What is being asked:
Search the entries below. Return every line that has "styles" in it.

Records to process:
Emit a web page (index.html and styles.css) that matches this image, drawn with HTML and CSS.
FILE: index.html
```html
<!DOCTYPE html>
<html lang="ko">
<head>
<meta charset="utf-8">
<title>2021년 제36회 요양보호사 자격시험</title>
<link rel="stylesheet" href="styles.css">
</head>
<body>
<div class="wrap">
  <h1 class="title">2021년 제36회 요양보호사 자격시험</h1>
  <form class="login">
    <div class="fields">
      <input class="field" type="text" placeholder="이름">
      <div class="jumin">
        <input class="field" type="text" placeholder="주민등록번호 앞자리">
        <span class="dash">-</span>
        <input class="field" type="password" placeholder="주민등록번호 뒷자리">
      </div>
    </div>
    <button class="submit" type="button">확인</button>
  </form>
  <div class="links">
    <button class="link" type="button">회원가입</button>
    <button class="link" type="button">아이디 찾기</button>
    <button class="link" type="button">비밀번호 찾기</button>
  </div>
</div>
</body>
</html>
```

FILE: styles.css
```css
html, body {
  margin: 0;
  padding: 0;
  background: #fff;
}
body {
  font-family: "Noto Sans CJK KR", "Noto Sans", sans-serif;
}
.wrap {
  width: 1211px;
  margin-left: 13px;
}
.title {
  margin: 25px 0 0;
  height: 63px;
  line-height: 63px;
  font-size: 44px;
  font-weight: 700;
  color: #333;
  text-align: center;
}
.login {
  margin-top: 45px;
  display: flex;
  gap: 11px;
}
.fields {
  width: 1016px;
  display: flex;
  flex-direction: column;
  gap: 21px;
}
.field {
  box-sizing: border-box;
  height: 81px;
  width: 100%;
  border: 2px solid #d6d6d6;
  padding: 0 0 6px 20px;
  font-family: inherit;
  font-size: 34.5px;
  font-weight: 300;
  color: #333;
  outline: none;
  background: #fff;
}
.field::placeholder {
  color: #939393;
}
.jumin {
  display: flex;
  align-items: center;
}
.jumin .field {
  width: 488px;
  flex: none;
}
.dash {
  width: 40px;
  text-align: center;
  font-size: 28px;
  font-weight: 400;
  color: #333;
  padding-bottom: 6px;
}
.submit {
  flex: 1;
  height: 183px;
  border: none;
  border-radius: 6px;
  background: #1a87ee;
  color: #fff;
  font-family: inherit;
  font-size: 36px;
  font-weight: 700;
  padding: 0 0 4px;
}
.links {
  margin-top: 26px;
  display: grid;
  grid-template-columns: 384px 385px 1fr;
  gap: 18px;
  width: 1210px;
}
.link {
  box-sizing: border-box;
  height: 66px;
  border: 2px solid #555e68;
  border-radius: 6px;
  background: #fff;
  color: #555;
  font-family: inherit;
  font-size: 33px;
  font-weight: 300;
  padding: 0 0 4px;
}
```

* * *

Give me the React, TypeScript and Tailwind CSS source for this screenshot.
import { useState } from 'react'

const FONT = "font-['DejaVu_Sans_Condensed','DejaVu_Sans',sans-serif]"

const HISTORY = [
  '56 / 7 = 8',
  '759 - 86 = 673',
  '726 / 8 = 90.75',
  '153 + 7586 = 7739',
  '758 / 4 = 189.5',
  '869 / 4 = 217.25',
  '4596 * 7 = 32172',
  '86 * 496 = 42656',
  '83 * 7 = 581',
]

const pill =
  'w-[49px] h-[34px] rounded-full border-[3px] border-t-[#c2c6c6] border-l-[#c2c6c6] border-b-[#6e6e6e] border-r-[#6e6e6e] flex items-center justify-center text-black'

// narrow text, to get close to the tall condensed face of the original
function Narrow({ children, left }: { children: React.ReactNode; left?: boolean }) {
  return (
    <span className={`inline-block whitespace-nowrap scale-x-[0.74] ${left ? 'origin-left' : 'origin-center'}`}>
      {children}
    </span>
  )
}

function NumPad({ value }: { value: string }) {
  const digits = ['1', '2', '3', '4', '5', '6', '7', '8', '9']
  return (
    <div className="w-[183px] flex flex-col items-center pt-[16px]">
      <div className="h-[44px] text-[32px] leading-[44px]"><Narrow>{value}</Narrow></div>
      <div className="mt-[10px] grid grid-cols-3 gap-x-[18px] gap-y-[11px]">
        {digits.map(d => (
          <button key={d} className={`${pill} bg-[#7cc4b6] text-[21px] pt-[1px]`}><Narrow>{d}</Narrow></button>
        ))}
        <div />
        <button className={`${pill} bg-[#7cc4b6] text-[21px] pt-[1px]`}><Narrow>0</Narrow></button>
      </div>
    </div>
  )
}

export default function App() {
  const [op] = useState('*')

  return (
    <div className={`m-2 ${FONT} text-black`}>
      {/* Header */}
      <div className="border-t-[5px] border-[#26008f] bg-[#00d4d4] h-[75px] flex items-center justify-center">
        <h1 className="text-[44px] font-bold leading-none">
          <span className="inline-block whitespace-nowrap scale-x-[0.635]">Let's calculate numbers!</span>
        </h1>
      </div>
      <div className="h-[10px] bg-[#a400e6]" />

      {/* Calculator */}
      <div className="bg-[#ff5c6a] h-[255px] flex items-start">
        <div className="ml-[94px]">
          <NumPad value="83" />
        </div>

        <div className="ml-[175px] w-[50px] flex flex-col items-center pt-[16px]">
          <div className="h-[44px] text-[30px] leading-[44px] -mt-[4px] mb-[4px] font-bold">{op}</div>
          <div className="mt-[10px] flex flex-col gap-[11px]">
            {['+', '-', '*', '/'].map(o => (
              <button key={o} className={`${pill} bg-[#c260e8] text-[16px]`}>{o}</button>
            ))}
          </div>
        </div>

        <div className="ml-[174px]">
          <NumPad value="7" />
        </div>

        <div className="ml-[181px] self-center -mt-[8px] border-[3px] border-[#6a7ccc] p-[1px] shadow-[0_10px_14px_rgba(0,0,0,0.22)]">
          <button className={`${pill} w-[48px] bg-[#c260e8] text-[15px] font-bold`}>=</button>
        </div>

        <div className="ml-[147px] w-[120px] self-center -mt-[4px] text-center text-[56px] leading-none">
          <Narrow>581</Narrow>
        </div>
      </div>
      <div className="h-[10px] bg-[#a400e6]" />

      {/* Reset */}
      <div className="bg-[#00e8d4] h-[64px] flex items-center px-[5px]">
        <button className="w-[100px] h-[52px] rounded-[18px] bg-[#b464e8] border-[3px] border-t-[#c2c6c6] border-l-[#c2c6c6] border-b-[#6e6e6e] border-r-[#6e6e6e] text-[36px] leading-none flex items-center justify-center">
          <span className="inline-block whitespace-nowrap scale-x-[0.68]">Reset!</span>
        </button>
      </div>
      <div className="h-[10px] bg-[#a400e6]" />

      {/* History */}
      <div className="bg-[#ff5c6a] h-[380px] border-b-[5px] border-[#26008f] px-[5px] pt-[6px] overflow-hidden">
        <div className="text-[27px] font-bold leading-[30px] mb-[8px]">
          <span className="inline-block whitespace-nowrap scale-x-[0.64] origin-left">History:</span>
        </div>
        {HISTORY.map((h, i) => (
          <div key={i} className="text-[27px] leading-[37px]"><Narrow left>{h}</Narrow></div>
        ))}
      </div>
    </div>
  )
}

Solution to the exercise:
Emit a web page (index.html and styles.css) that matches this image, drawn with HTML and CSS.
<link rel="stylesheet" href="styles.css">
FILE: styles.css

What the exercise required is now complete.